What's So Special about Dickens? by Michael Rosen

Author:Michael Rosen [ Rosen, Michael]
Language: eng
Format: epub
ISBN: 9781406368758
Publisher: Walker Books
Published: 2016-02-17T16:00:00+00:00


At the next house he stays in, which belongs to a lawyer called Mr Wickfield, David meets a girl called Agnes, the lawyer’s daughter. He goes to work for another lawyer and meets up again with Steerforth. Another series of events then happens involving the Peggotty family in Yarmouth. Steerforth gets their little girl Em’ly to break off her engagement and run away with him, and this leads to desperate unhappiness for many people until Steerforth drowns.

David marries a woman called Dora, and becomes a famous writer. Dora doesn’t live long, and David realizes that Agnes is the one he should have married, but by now her father, Mr Wickfield, is being tricked by a man called Uriah Heep, who is after Agnes as well. I won’t say how it all works out in the end.

As you can see, this is a huge rambling story (or stories), more like a soap opera than the other books we’ve looked at. There is a constant toing and froing of good and bad among the different groups of people in the story. Cruelty and kindness sit side by side, as people secretly plot against others who have no idea what’s going on. In fact, all through the book there are things we know are going on, but a character in the story doesn’t. And yet we don’t know how each scene is going to finish, whether the bad person will come to a sticky end or get away with it.

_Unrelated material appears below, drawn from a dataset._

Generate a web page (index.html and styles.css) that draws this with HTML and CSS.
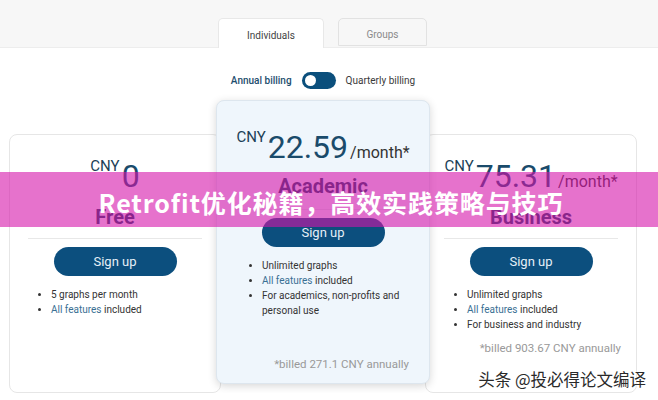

All this makes David Copperfield a gripping read. One moment we’re part of a secret, seeing how this or that person is plotting against someone else, and the next we’re surprised by how things turn out. It’s a bit like that for David too, just as it is for us in real life.

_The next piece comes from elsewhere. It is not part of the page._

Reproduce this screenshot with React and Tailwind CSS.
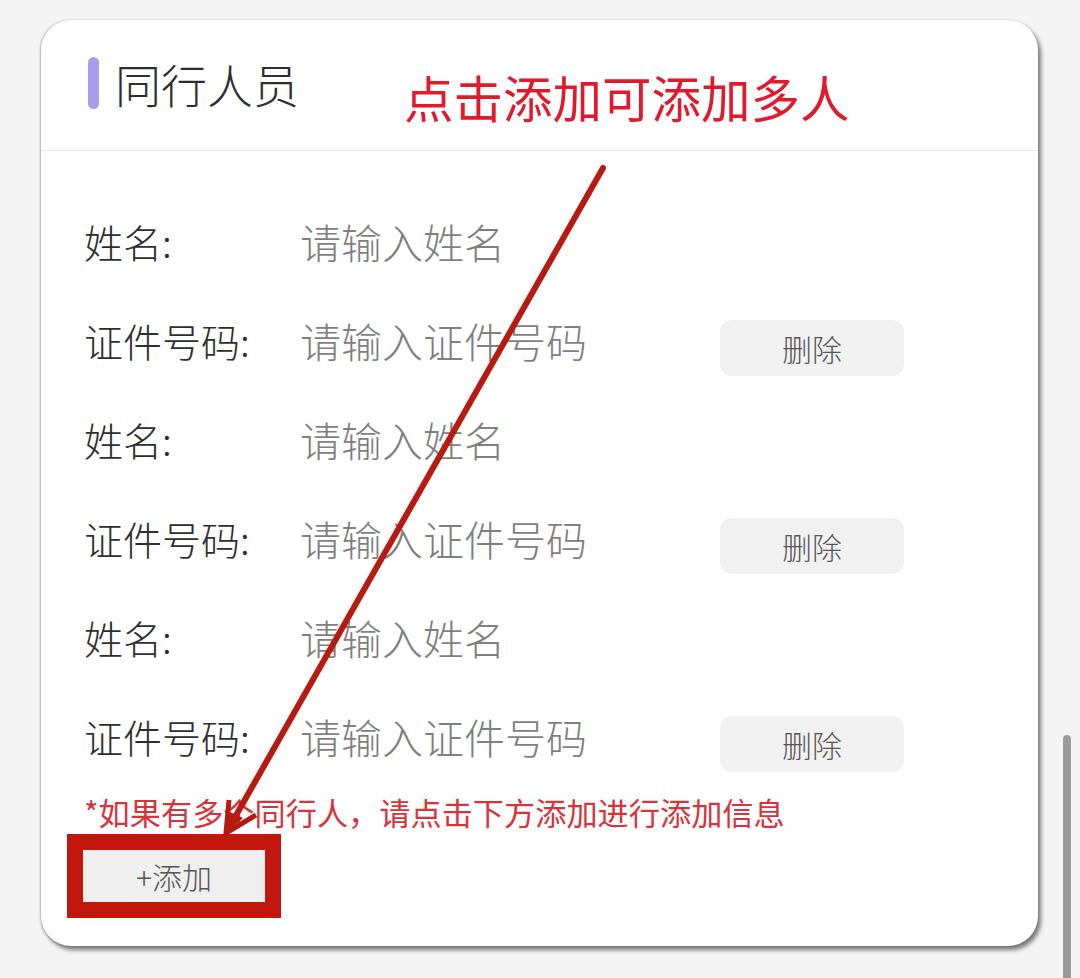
import React from "react";

const font = { fontFamily: '"Noto Sans CJK SC", "Noto Sans", sans-serif' };

function Row({ label, placeholder, del }) {
  return (
    <div className="flex h-[99px] items-center">
      <div className="w-[216px] shrink-0 text-[39px] font-light leading-none text-[#2e2e2e]">{label}</div>
      <div className="w-[420px] shrink-0 text-[41px] font-light leading-none text-[#7f7f7f]">{placeholder}</div>
      {del && (
        <div className="mt-[14px] flex h-[56px] w-[184px] items-center justify-center rounded-[12px] bg-[#f1f1f1] text-[30px] font-light leading-none text-[#555555]">
          删除
        </div>
      )}
    </div>
  );
}

export default function App() {
  const people = [0, 1, 2];
  return (
    <div className="relative h-[978px] w-[1080px] overflow-hidden bg-[#f4f4f4]" style={font}>
      <div className="pl-[41px] pt-[20px]">
        <div className="flex h-[926px] w-[997px] flex-col rounded-[30px] bg-white shadow-[3px_4px_4px_rgba(0,0,0,0.5),_-1px_0_2px_rgba(0,0,0,0.25)]">
          <div className="flex h-[131px] items-center border-b border-[#e8e8e8] pb-[4px] pl-[47px]">
            <div className="h-[52px] w-[11px] rounded-full bg-[#a79ee9]"></div>
            <div className="ml-[16px] text-[46px] font-light leading-none text-[#2e2e2e]">同行人员</div>
          </div>
          <div className="flex flex-col pl-[43px] pt-[41px]">
            {people.map((i) => (
              <React.Fragment key={i}>
                <Row label="姓名:" placeholder="请输入姓名" />
                <Row label="证件号码:" placeholder="请输入证件号码" del />
              </React.Fragment>
            ))}
            <div className="mt-[6px] text-[31.2px] leading-[40px] text-[#d8333b]">
              *如果有多个同行人，请点击下方添加进行添加信息
            </div>
            <div className="-ml-[17px] mt-[2px] w-fit border-[16px] border-[#c3160d]">
              <div className="flex h-[52px] w-[182px] items-center justify-center bg-[#efefef] text-[30px] font-light leading-none text-[#555555]">
                +添加
              </div>
            </div>
          </div>
        </div>
      </div>

      <div className="absolute left-[404px] top-[72px] text-[49.5px] leading-none text-[#e2182b]">
        点击添加可添加多人
      </div>

      <svg className="absolute left-0 top-0" width="1080" height="978" viewBox="0 0 1080 978">
        <line x1="603" y1="168" x2="230" y2="826" stroke="#b71a10" strokeWidth="6" strokeLinecap="round" />
        <polyline points="229,800 226,833 256,815" fill="none" stroke="#b71a10" strokeWidth="5" strokeLinejoin="miter" />
        <polygon points="226,833 230,812 243,818" fill="#b71a10" />
      </svg>

      <div className="absolute left-[1063px] top-[735px] h-[260px] w-[8px] rounded-full bg-[#9b9b9b]"></div>
    </div>
  );
}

David Copperfield is also a book that takes us from the countryside to London and back to the countryside, and it takes us travelling abroad when Em’ly’s father goes looking for her. It takes us from life among the very poor to life among the well off. It takes us deep into family loyalty and contrasts it with the way people can mistreat their stepchildren. It shows us people who live by the law and have a very strong sense of right and wrong, and others who break all the rules and don’t care who they hurt. It shows us mad people, characters who aren’t mad and someone who is nearly driven mad. And, at the end of the book, we see how the people of England don’t only live in England. They’re now going “out to the Colonies” – working and making money in the British Empire.